Dr Chahoud on the Safety of ALLO-316 in Advanced ccRCC

Jad Chahoud, MD, MPH, discusses the safety profile of ALLO-316 for the treatment of patients with advanced clear cell renal carcinoma.

“We didn’t see…grade 3 CRS [effects], which was great. We [also] didn’t see any GVHD, which is great for patients receiving an allogeneic CAR T-cell therapy.”

Jad Chahoud, MD, MPH, an associate member of the Department of Genitourinary Oncology and medical director of IPOP at Moffitt Cancer Center, discussed safety data with the off-the-shelf, HLA-unmatched, CD70-directed CAR T-cell therapy ALLO-316 for the treatment of patients with advanced clear cell renal carcinoma (ccRCC).
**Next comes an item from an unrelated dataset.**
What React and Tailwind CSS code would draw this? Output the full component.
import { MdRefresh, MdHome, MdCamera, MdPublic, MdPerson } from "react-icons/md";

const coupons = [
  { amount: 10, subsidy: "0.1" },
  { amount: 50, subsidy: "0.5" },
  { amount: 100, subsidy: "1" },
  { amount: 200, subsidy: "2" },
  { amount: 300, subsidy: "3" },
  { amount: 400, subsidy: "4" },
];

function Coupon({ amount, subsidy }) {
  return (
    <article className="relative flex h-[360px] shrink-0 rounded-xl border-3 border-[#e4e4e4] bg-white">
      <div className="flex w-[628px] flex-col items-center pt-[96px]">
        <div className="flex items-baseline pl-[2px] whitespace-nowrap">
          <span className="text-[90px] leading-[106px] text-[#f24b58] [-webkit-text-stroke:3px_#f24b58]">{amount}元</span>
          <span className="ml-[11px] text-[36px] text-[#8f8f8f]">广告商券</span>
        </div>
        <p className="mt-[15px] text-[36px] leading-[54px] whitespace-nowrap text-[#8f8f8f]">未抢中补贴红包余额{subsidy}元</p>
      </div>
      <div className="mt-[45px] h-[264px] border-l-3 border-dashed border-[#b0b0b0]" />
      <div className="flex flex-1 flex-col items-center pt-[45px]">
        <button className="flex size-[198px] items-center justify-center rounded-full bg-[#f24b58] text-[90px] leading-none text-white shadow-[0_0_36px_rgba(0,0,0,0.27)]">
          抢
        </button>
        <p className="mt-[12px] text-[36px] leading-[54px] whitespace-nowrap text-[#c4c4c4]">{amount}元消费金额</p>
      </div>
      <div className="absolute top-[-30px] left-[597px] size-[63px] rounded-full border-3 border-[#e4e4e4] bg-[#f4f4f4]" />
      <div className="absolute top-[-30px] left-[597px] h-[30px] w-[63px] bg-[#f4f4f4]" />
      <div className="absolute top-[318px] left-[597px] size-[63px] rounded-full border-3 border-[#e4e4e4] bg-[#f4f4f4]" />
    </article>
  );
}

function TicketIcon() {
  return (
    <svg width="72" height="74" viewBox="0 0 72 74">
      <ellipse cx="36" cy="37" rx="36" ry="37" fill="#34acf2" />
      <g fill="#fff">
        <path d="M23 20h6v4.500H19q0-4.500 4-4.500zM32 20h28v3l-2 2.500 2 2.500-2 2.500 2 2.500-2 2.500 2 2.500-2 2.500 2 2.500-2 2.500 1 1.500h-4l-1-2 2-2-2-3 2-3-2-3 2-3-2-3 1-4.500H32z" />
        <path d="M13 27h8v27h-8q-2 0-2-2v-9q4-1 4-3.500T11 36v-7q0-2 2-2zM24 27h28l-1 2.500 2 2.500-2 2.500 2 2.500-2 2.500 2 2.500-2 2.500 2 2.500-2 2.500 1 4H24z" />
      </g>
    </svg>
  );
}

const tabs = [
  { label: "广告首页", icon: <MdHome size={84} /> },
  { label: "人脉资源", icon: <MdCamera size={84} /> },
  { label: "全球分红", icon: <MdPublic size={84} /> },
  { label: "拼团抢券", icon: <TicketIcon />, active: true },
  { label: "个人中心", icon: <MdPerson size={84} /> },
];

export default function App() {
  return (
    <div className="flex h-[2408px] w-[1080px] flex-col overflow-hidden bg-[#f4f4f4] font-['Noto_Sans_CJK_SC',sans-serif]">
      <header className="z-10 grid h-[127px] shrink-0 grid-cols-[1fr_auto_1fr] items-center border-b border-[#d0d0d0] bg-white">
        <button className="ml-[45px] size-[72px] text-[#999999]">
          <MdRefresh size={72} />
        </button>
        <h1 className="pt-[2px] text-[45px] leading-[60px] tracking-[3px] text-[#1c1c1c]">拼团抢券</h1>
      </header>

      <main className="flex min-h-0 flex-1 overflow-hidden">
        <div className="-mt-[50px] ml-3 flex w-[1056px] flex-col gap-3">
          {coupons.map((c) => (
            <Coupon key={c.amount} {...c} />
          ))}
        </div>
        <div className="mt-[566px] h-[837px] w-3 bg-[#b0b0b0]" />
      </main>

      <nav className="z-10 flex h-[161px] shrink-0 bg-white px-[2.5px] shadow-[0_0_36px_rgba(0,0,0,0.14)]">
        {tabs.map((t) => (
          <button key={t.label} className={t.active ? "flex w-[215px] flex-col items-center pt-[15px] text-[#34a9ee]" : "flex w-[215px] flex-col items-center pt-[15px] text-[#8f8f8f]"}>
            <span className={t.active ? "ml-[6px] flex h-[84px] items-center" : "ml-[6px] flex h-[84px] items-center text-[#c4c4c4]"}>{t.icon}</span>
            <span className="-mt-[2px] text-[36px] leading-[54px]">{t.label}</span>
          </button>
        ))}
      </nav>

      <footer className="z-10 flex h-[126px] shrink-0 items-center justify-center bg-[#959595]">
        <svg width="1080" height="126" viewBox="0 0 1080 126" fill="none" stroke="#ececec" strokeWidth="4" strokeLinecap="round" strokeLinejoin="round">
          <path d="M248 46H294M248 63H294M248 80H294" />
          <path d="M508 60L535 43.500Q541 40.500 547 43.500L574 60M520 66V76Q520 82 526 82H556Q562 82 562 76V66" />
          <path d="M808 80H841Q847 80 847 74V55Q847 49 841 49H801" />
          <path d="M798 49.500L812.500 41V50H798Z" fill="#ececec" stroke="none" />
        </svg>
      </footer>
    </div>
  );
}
During the 2025 ASCO Annual Meeting, investigators presented data from the phase 1 TRAVERSE study (NCT04696731), which evaluated the safety profile of ALLO-316 in patients with CD70-positive ccRCC who had received prior PD-1 axis– and VEGF-targeted therapies.

Findings from TRAVERSE revealed that no patients experienced grade 3 or higher cytokine release syndrome (CRS), Chahoud said. All CRS events were limited to grade 1 or 2 in severity. Notably, no cases of graft-vs-host disease (GVHD) were observed, he added, underscoring the tolerability of allogeneic CAR T-cell therapy in this population.

A more clinically significant toxicity was immune effector cell–associated hemophagocytic lymphohistiocytosis (IEC-HS), Chahoud explained. Two patients experienced grade 3 or higher IEC-HS–like events, though none were fatal, he said. Importantly, a structured management approach was developed to address this complication, which allowed most patients to continue treatment successfully, according to Chahoud.

Additional treatment-emergent adverse effects included fatigue, loss of appetite, and nausea, which were generally manageable, he noted. Grade 3 or higher hematologic included neutropenia and thrombocytopenia. Interstitial lung disease (ILD) occurred in a small proportion of patients, with approximately 2 experiencing grade 3 ILD that required treatment discontinuation, he added.

Chahoud emphasized that no treatment-related deaths occurred in the study, and no new safety signals were identified. He concluded that ALLO-316 was associated with a manageable safety profile characterized by low-grade CRS, the absence of GVHD, and isolated cases of IEC-HS, which can be effectively addressed through proactive management strategies.